▶ [Exercise requirements]: Copy all lines in which the word "index" can be found.

▶ [Data lines]:

"""

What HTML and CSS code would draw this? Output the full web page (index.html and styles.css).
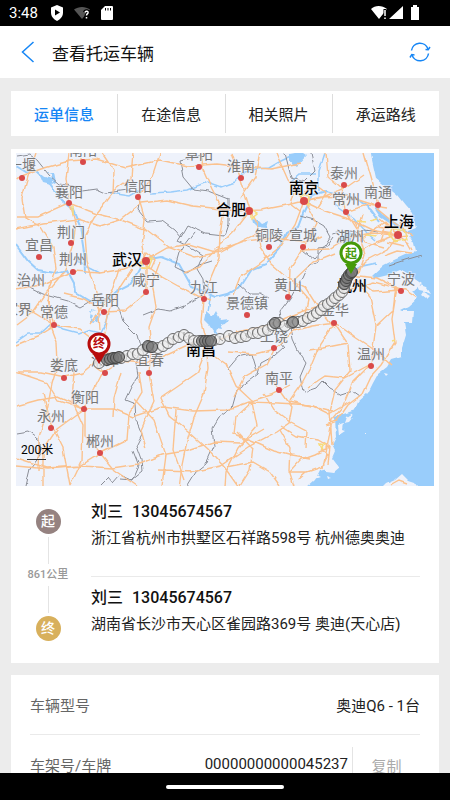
FILE: index.html
```html
<!DOCTYPE html>
<html lang="zh-CN">
<head>
    <meta charset="UTF-8">
    <meta name="viewport" content="width=device-width, initial-scale=1.0">
    <title>查看托运车辆</title>
    <link rel="stylesheet" href="styles.css">
</head>
<body>
    <div class="status-bar">
        <span class="clock">3:48</span>
        <svg class="status-icon" width="14" height="16" viewBox="0 0 14 16"><path fill="#fff" d="M7 0l6 2.500v5c0 4-2.500 6.500-6 8.500-3.500-2-6-4.500-6-8.500v-5z"/><path d="M5 4.500v6l5-3z"/></svg>
        <svg class="status-icon" width="17" height="14" viewBox="0 0 17 14"><path fill="#555" d="M0 3.500C4.500 0 11.500 0 16 3.500L8 13z"/><path fill="none" stroke="#000" stroke-width="4" d="M11 6.500c.5-2 3.500-1.500 3 .5-.3 1-1.500 1-1.500 3v3"/><path fill="none" stroke="#fff" stroke-width="1.500" d="M11 6.500c.5-2 3.500-1.500 3 .5-.3 1-1.500 1-1.500 2.500M12.500 11v1.500"/></svg>
        <svg class="status-icon" width="12" height="14" viewBox="0 0 12 14"><path fill="#fff" d="M4 0h7q1 0 1 1v12q0 1-1 1H1q-1 0-1-1V4z"/><path stroke="#000" d="M4.500 2v2.500M7 2v2.500M9.500 2v2.500"/></svg>
        <span class="spacer"></span>
        <svg width="50" height="16" viewBox="0 0 50 16"><path fill="#fff" d="M1 4C5 0 12 0 17 4L9 14zM33 1v13H19zM41 2h2V0h4v2h2v13h-8V2z"/><path stroke="#000" stroke-width="3" d="M15 4v12"/><path stroke="#fff" stroke-width="1.500" d="M15 5v6M15 12.500V14"/></svg>
    </div>

    <header class="header">
        <button class="icon-btn" aria-label="返回">
            <svg width="14" height="22" viewBox="0 0 14 22"><path class="icon-line" d="M12.500 1L1.500 11l11 10"/></svg>
        </button>
        <h1>查看托运车辆</h1>
        <button class="icon-btn refresh" aria-label="刷新">
            <svg width="22" height="20" viewBox="0 0 22 20"><path class="icon-line" d="M2.500 8.500A8.500 8.500 0 0 1 19 7M19.500 11.500A8.500 8.500 0 0 1 3 13"/><path class="icon-line" d="M16.500 7.500l2.700.2L21 5M1 15.500l1.800-3 2.700.5"/></svg>
        </button>
    </header>

    <main class="content">
        <nav class="tabs">
            <button class="tab active">运单信息</button>
            <button class="tab">在途信息</button>
            <button class="tab">相关照片</button>
            <button class="tab">承运路线</button>
        </nav>

        <section class="card waybill">
            <svg class="map" viewBox="16 153 418 333" role="img" aria-label="运输轨迹">
                <defs>
                    <filter id="rough" filterUnits="userSpaceOnUse" x="0" y="137" width="450" height="365">
                        <feTurbulence type="fractalNoise" baseFrequency="0.08" numOctaves="2" seed="4"/>
                        <feDisplacementMap in="SourceGraphic" scale="4" xChannelSelector="R" yChannelSelector="G"/>
                    </filter>
                    <marker id="stop" markerUnits="userSpaceOnUse" markerWidth="14" markerHeight="14" refX="7" refY="7">
                        <circle cx="7" cy="7" r="5.500" fill="#eee" fill-opacity=".75" stroke="#6c6c6c"/>
                        <path d="M7 4v3l3 2" fill="none" stroke="#999"/>
                    </marker>
                    <marker id="stop-dark" markerUnits="userSpaceOnUse" markerWidth="14" markerHeight="14" refX="7" refY="7">
                        <circle cx="7" cy="7" r="5.500" fill="#777" fill-opacity=".7" stroke="#444"/>
                    </marker>
                    <g id="city"><circle r="3"/><circle class="core" r="1.500"/></g>
                    <g id="capital"><circle r="4"/><circle class="ring" r="2.500"/><circle r="1.500"/></g>
                </defs>

                <rect class="land" x="16" y="153" width="418" height="333"/>

                <g filter="url(#rough)">
                    <path class="sea" d="M369 140L372 160L376 178L388 188L397 195L405 205L412 213L416 228L408 231L395 222L382 214L378 208L374 208L380 217L394 226L408 233L414 243L416 252L405 255L394 260L384 265L372 276L376 278L388 275L400 270L409 275L422 284L413 292L418 298L408 307L400 311L414 311L413 323L404 323L406 335L402 348L402 357L391 360L387 367L378 374L373 383L368 393L358 402L355 410L335 417L336 437L332 445L335 451L332 458L338 466L320 470L315 480L306 488L306 500H450V140z"/>
                    <path class="land" d="M380 490L386 484L395 480L402 474L408 480L414 482L420 490zM346 417l6-4-3 6 4-2-4 5-5 1zM338 425l5-2-1 7 3 1-6 4zM417 284l9 3 4 6-5-2-5-1zM424 292l5 3-3 3-4-3zM405 312l4 4-4 5zM326 467l10-3 4 4-6 5-8-1zM314 474l6 3-6 2zM384 373l4 1-2 2zM326 476l5 2-4 1zM365 433h1v1h-1z"/>
                    <path class="water" d="M101 318l-4-6-8-1 4 6-3 5 6 1-2-9M40 176l14 3-3 6-8-2zM46 172l6 2 0 10 4-2-2-10M206 311l7 6 3-5 4 8 8-1-3 5-5 1 2 5-5-1-2 5-6-9-5-5zM251 218l6 1 5 5 7-3-2 7-10-1-5-5zM345 233l8 1-3 8-8 2-1-7zM290 154l10-2 6 4-9 10-7-5zM91 310l10 4-3 9-8-4z"/>
                    <path class="river" d="M16 166l10 6 10-1 14 13 12 16 11 9 7 17 4 26 1 22M16 245l12 16 10 9 17 3 12-3 7 13 1 9 17 10 14-1 10-9 12-6 10-14 7-12 16-3 18 7 13 23 23 10 12-3 14-8 11-17 14-5 13-15 8-16 11-6 6-16 8-16 14-4 13 3 12 3 9 4 11 9 9 12"/>
                    <path class="river thin" d="M150 193l20-1 17-2 20-8 14 5 14-5 8-9 13-4 13-1 12-7 17-8M16 342l13-9 12 0 10-9 12 6 15 4 10-4 13 3 6-12 2-8M218 336l-8-14M208 311l3-18-5-9M77 262l9 4 14 7M110 193l20 3 12-7M325 153l-6 18 0 20M335 205l20 14 12 14 8 7M291 181l8-7 17 0M350 272l12-6 14-3"/>
                </g>

                <g class="borders" filter="url(#rough)">
                    <path d="M16 157l14-2 7 5 12 15 10 9 14 2 9 5 15-2 9 4 22-3 13 3-3 17 10 12 14-1 12 9 7 8 7-12 18 8 18 2 4-12 0-25-20-8-15-2-10-12-3-16 16-4 10-4M194 232l-10 13-5 8-4 14 12 6 12-8 13-4M183 232l-6 9 17 8 9 6-6 14 6 10 1 15-20 12-13 5-13-2-15 6M18 282l25 12 25 7 12 6 14-8 16 0 8 8 5 14 14 14 4 15-5 14 2 12-7 11-6 13 10 4 1 16 6 14-6 12 5 14 1 12-10 8-12-5-7 8-5-6-7 7M16 434l12-2 12 9 0 15-10 13-4 17M133 451l6 15-6 14-13-1M285 153l6 24 14 4 10-10-4-18M303 250l11 9 8-9 8-13-6-11-10-6-14-4M333 237l-7 10-8 1 0 14-10 5-5 11-7 9-6 11-10 13 2 13-6 13 8 10-10 9-13 7-3 11-13 10-8 6-5 18-14 10-6 10 2 18-8 18-10 8-8 13-4 15-6 16M304 392l12-4 6-7 8 8 11 6 12-4 7 5M290 322l3 18 5 11 8 12-6 14 3 14M257 371l-5-17-14 3-11 13M239 284l10 9 12 0 8 5M332 234l12-3 12 2 8-3 14 2M390 265l15-5 17-5"/>
                </g>

                <g class="roads" filter="url(#rough)">
                    <path d="M36 153l-7 20-7 25 3 20 16 9 12 20 3 22-7 18-1 20 3 19 6 16 1 22-6 20-5 26-8 27-1 34M16 178l25-9 28-8 27-2 30 9 34-8 27 6 30-2 26 3 28 2 30-6M16 217l22 0 31-14 28 11 24 6 26 10 23 18 25 9 26-5 23-12 22-11M69 153l-3 27 4 24 6 20-3 20-9 28-17 20-14 20-16 12M102 153l12 18-1 22-19 25-9 17 2 26 7 22 4 19 2 28M133 153l-2 25-18 13M160 153l-8 25-14 18 7 24-3 26 4 19 16 12 16 9 20 10 13 4M16 289l25-4 33-14 26 2 24-4 22-9 21-12 22-4 26 8 29-11 30-3 31 4 17-5"/>
                    <path d="M16 229l28-6 34-4 22 7 19-6 22-17 26-3 26 6 20 2 23 3 25-1 31-6 28-7 26-1 25 8 22 18 20 14M201 153l2 16 9 20 12 22-4 22-1 25-10 24-6 18-2 22 5 20 2 25-4 27-10 23-7 24-5 24-5 40M232 153l8 24 10 33 7 14 3 23 11 17 16 14 18 9 14 22 16 20M249 211l-15 20-19 19-15 17-16 6M260 153l-5 24-14 20M276 153l12 27 16 21-9 24-14 21-22 18-19 13-7 18M326 153l2 23 14 12 3 22 14 22 6 23-6 18M303 201l20-4 24-10 17-12M304 201l21 10 22 7 25 12 26 5 10 8 4 7M345 212l22-7 20 3M378 205l-6-24-8-28M372 230l14-8 13 13-12 15-19 10-19 18M398 235l-27-2-24 5-18 11-27 1M353 256l21-13 24-9-18-15M304 201l12 22-12 24-14 22-1 28"/>
                    <path d="M16 345l22-9 17-10 24 3 21 16 17 16 29 2 23-9 26-12 14 2 29-12 31-7 24-10 28-10 24-14 29-9 31 8 12 8M16 372l25 0 24 5 18-4 18-15 4-24 4-24 11-23 12-18M54 325l-23-14-15-6M54 325l-7-25M104 312l-20-13-20-5M104 312l21-1 22-18 0-31M160 262l-8 21 4 24-7 20 2 22-2 25 5 27-13 29 5 18M119 268l-7 23-21 33M16 406l22-6 20-3 26 12 30 0 19 8 30-10 30 4 34-1 22-8 29 1 33 2 18 9 21-12M84 409l-26-8-12-19-30-10M85 409l0 27 16 17-21 13-33 2-31-10M84 409l18-35M84 409l-27 20-14 21 0 36M100 453l27-13 2-26 13-22-3-20M100 453l14 17 23 16M43 393l8 31 12 24 7 38M74 372l-2 29 11 24-1 36-12 25M16 466l32 3 34-3 30 2 27-4 22-9 24-4 28-9 27 1 24-14M121 373l-7 25-1 19"/>
                    <path d="M206 350l-9 23-20 14-16 11 9 19 18 14 20 18 17 19 14 20M206 350l20 14 10 22 16 15 5 25-19 22-12 24-1 14M228 352l27 2 19-5 20-18 18-5 23-3 20 14 21 14 16 15M162 485l4-30-12-35-20-21M176 410l-3 40 11 30M275 348l-8 16-23 13-10 20M290 385l-19 10-17 5-18 17-2 17 22 9 18 8 18 5 18 3M264 394l10 16 17 13 15 8-1 17M304 324l5-25-16-18 20-19 22-9M334 323l-14 21-9 22-9 17-12 17M334 323l14 21 2 27-15 19-5 21 2 35M350 275l20 22 6 28-5 39-18 18-11 26-10 12-5 28-4 20M350 275l27 3 20 10-5 31 3 24-14 22-11 12-8 17-14 11-11 16-11 4M401 290l-27 2-18-13M378 325l15-14 3-25M348 343l-25 5-14 2M371 364l-26 14-20-2-18 12M280 390l12 17-3 16-13 9-28 15-28 19-23 5-39-1M280 390l-14-17M288 401l20 4 25 6M280 426l16 10 22 4 12 7M280 430l10 18-1 22 5 16M253 448l-3 22-10 16M330 447l-15 7-14 5-12 13 18 0 15-5 6-12-7-6M330 447l-2 17M227 467l26-5 17 10 10 14M306 472l-8 7M237 432l16 17"/>
                    <path d="M390 485l9-5 8 3M384 256l13-5 15 2M355 222l10 20 19 5M363 214l-5 18M348 250l15-1M300 211l-9-7 3-11M304 193l12-8 10 8-9 14M146 253l9 7-4 9-11-3zM97 357l13-3 4 12-10 7-8-6zM360 240l17-13 17 2M381 241l6-18M400 223l4 8M399 236l8-1M405 246l-18-4"/>
                </g>
                <g class="urban" filter="url(#rough)">
                    <path d="M392 229l12 0 3 10-12 3-5-7zM142 261l10-2-3 8-7 0zM251 209l6 4-6 5zM301 195l8 2-1 8-6-3zM366 235l12 1M320 444l5 1-3 4zM358 221l7 1M370 221l8-2M73 206v8M392 342l3-1"/>
                </g>

                <g class="dots">
                    <use href="#city" x="83" y="162"/><use href="#city" x="22" y="178"/><use href="#city" x="69" y="203"/>
                    <use href="#city" x="138" y="197"/><use href="#city" x="71" y="243"/><use href="#city" x="39" y="257"/>
                    <use href="#city" x="199" y="167"/><use href="#city" x="241" y="178"/><use href="#city" x="269" y="247"/>
                    <use href="#city" x="344" y="185"/><use href="#city" x="346" y="212"/><use href="#city" x="378" y="205"/>
                    <use href="#city" x="303" y="247"/><use href="#city" x="73" y="272"/><use href="#city" x="146" y="292"/>
                    <use href="#city" x="104" y="312"/><use href="#city" x="54" y="325"/><use href="#city" x="105" y="373"/>
                    <use href="#city" x="149" y="373"/><use href="#city" x="204" y="299"/><use href="#city" x="288" y="297"/>
                    <use href="#city" x="247" y="315"/><use href="#city" x="274" y="348"/><use href="#city" x="279" y="390"/>
                    <use href="#city" x="334" y="323"/><use href="#city" x="401" y="291"/><use href="#city" x="371" y="366"/>
                    <use href="#city" x="64" y="378"/><use href="#city" x="84" y="409"/><use href="#city" x="51" y="428"/>
                    <use href="#city" x="100" y="453"/>
                    <use href="#capital" x="146" y="261"/><use href="#capital" x="249" y="211"/>
                    <use href="#capital" x="304" y="201"/><use href="#capital" x="398" y="235"/>
                </g>

                <g class="labels">
                    <text x="83" y="155">南阳</text><text x="22" y="170">十堰</text><text x="69" y="197">襄阳</text>
                    <text x="138" y="191">信阳</text><text x="71" y="237">荆门</text><text x="39" y="250">宜昌</text>
                    <text x="73" y="264">荆州</text><text x="199" y="159">阜阳</text><text x="241" y="171">淮南</text>
                    <text x="344" y="178">泰州</text><text x="346" y="204">常州</text><text x="378" y="197">南通</text>
                    <text x="303" y="240">宣城</text><text x="269" y="240">铜陵</text><text x="350" y="241">湖州</text>
                    <text x="31" y="285">治州</text><text x="18" y="314">家界</text><text x="54" y="317">常德</text>
                    <text x="105" y="305">岳阳</text><text x="146" y="285">咸宁</text><text x="204" y="292">九江</text>
                    <text x="288" y="290">黄山</text><text x="247" y="308">景德镇</text><text x="274" y="341">上饶</text>
                    <text x="279" y="383">南平</text><text x="335" y="315">金华</text><text x="401" y="284">宁波</text>
                    <text x="371" y="359">温州</text><text x="64" y="370">娄底</text><text x="150" y="365">宜春</text>
                    <text x="105" y="365">湘潭</text><text x="85" y="402">衡阳</text><text x="51" y="421">永州</text>
                    <text x="100" y="446">郴州</text>
                </g>
                <g class="labels major">
                    <text x="127" y="265">武汉</text><text x="231" y="215">合肥</text><text x="304" y="193">南京</text>
                    <text x="399" y="227">上海</text><text x="201" y="355">南昌</text><text x="352" y="291">杭州</text>
                </g>

                <polyline class="track" points="98,363 99,363 115,358 121,358 127,356 133,354 138,354 143,350 149,347 158,348 163,346 168,343 173,339 179,337 184,335 189,338 194,341 199,341 214,340 220,339 229,336 235,338 241,337 246,336 253,333 258,333 263,331 268,330 273,325 279,323 285,326 292,323 298,322 303,321 308,318 313,316 317,313 321,310 324,306 328,304 332,301 335,298 339,295 342,292 344,288 345,284 345,284"/>
                <polyline class="track-dark" points="0,0 107,360 110,359 113,358 116,358 119,357 148,346 152,347 202,341 205,341 208,341 211,341 275,323 293,322 344,284 346,281 347,278 349,275 351,273 352,272 0,0"/>

                <g class="pin pin-start">
                    <path d="M351 274l-6-10h12z"/>
                    <circle cx="351" cy="253" r="10"/>
                    <text x="351" y="258">起</text>
                </g>
                <g class="pin pin-end">
                    <path d="M99 364l-6-10h12z"/>
                    <circle cx="99" cy="344" r="10"/>
                    <text x="99" y="348">终</text>
                </g>

                <text class="scale-text" x="21" y="454">200米</text>
                <path class="scale-line" d="M27 459.500h19"/>
            </svg>

            <div class="route">
                <div class="route-line">
                    <span class="badge start">起</span>
                    <span class="line"></span>
                    <span class="distance">861公里</span>
                    <span class="line"></span>
                    <span class="badge end">终</span>
                </div>
                <div class="stops">
                    <div class="stop">
                        <p class="contact"><span>刘三</span><span>13045674567</span></p>
                        <p class="address">浙江省杭州市拱墅区石祥路598号 杭州德奥奥迪</p>
                    </div>
                    <div class="stop">
                        <p class="contact"><span>刘三</span><span>13045674567</span></p>
                        <p class="address">湖南省长沙市天心区雀园路369号 奥迪(天心店)</p>
                    </div>
                </div>
            </div>
        </section>

        <section class="card vehicle">
            <div class="row">
                <span class="label">车辆型号</span>
                <span class="value">奥迪Q6 - 1台</span>
            </div>
            <div class="row">
                <span class="label">车架号/车牌</span>
                <span class="value">00000000000045237</span>
                <button class="copy">复制</button>
            </div>
        </section>
    </main>

    <div class="nav-bar"><span class="handle"></span></div>
</body>
</html>
```
FILE: styles.css
```css
* {
    box-sizing: border-box;
}
body {
    margin: 0;
    height: 100vh;
    display: flex;
    flex-direction: column;
    background-color: #ececec;
    color: #222;
    font-family: Roboto, "Noto Sans CJK SC", sans-serif;
    font-size: 15px;
}
button {
    border: none;
    background: none;
    padding: 0;
    font: inherit;
    color: inherit;
    cursor: pointer;
}
p, h1 {
    margin: 0;
}
.status-bar {
    flex: none;
    height: 26px;
    padding: 0 30px 0 9px;
    display: flex;
    align-items: center;
    background-color: #000;
    color: #fff;
}
.clock {
    margin-right: 12px;
    font-size: 15px;
}
.status-icon {
    margin-right: 10px;
}
.spacer {
    flex: 1;
}
.header {
    flex: none;
    height: 52px;
    padding: 0 19px 0 21px;
    display: flex;
    align-items: center;
    background-color: #fff;
    color: #111;
}
.header h1 {
    margin-left: 17px;
    font-size: 17px;
    font-weight: 400;
}
.icon-btn {
    display: flex;
}
.refresh {
    margin-left: auto;
}
.icon-line {
    fill: none;
    stroke: #1686f5;
    stroke-width: 1.5;
}
.content {
    flex: 1;
    min-height: 0;
    overflow: hidden;
    padding: 13px 11px 0;
}
.tabs {
    display: flex;
    height: 45px;
    padding: 3px 0;
    background-color: #fff;
}
.tab {
    flex: 1;
    border-right: 1px solid #ddd;
}
.tab:last-child {
    border-right: none;
}
.tab.active {
    color: #1686f5;
    font-weight: 500;
}
.card {
    background-color: #fff;
}

/* waybill */
.waybill {
    margin-top: 13px;
    padding: 4px 5px 0;
}
.map {
    display: block;
    width: 100%;
}
.land {
    fill: #eef2fb;
}
.sea, .water {
    fill: #99cdfb;
}
.river {
    fill: none;
    stroke: #99cdfb;
    stroke-width: 2;
}
.river.thin {
    stroke-width: 1.5;
}
.borders {
    fill: none;
    stroke: #8b8e96;
    stroke-width: 1;
}
.roads {
    fill: none;
    stroke: #fbc28e;
    stroke-width: 1.4;
}
.urban {
    fill: none;
    stroke: #f8dc7c;
    stroke-width: 1.5;
}
.dots {
    fill: #d94a4a;
}
.dots .core {
    fill: #f08b8b;
}
.dots .ring {
    fill: #fff;
}
.labels {
    fill: #777;
    stroke: #eef2fb;
    stroke-width: 2;
    stroke-opacity: 0.6;
    paint-order: stroke;
    font-size: 14px;
    text-anchor: middle;
}
.labels.major {
    fill: #000;
    font-size: 15px;
    font-weight: 500;
}
.track, .track-dark {
    fill: none;
    stroke: none;
}
.track {
    marker-mid: url(#stop);
}
.track-dark {
    marker-mid: url(#stop-dark);
}
.pin circle {
    fill: #fff;
    stroke-width: 3;
}
.pin text {
    font-size: 12px;
    font-weight: 700;
    text-anchor: middle;
}
.pin-start {
    fill: #459a08;
}
.pin-start circle {
    stroke: #459a08;
}
.pin-end {
    fill: #b80c0c;
}
.pin-end circle {
    stroke: #b80c0c;
}
.scale-text {
    font-size: 12px;
}
.scale-line {
    stroke: #333;
}
.route {
    display: flex;
    padding: 13px 14px 22px 0;
}
.route-line {
    flex: none;
    width: 64px;
    margin-right: 11px;
    padding: 10px 0 0;
    display: flex;
    flex-direction: column;
    align-items: center;
}
.badge {
    width: 25px;
    height: 25px;
    border-radius: 50%;
    color: #fff;
    font-size: 14px;
    font-weight: 500;
    line-height: 24px;
    text-align: center;
}
.badge.start {
    background-color: #958280;
}
.badge.end {
    background-color: #d8b05c;
}
.line {
    width: 1px;
    height: 27px;
    margin: 3px 0;
    background-color: #e4e4e4;
}
.distance {
    color: #999;
    font-size: 11px;
    font-weight: 500;
    line-height: 16px;
}
.stops {
    flex: 1;
}
.stop {
    height: 77px;
}
.stop + .stop {
    height: 65px;
    padding-top: 8px;
    border-top: 1px solid #eaeaea;
}
.contact {
    display: flex;
    gap: 9px;
    color: #111;
    font-size: 16px;
    font-weight: 500;
    line-height: 26px;
}
.address {
    line-height: 26px;
    white-space: nowrap;
}

/* vehicle */
.vehicle {
    margin-top: 12px;
    padding: 0 19px;
}
.row {
    display: flex;
    align-items: center;
    height: 59px;
}
.row + .row {
    border-top: 1px solid #eaeaea;
}
.label {
    color: #666;
}
.value {
    margin-left: auto;
    color: #222;
}
.copy {
    align-self: stretch;
    width: 68px;
    margin: 12px 0 0 4px;
    padding-bottom: 10px;
    border-left: 1px solid #e4e4e4;
    color: #aaa;
}

.nav-bar {
    flex: none;
    height: 27px;
    display: flex;
    align-items: center;
    justify-content: center;
    background-color: #000;
}
.handle {
    width: 118px;
    height: 4px;
    border-radius: 2px;
    background-color: #fff;
}
```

"""

▶ [Task result]:
What HTML and CSS code would draw this? Output the full web page (index.html and styles.css).
FILE: index.html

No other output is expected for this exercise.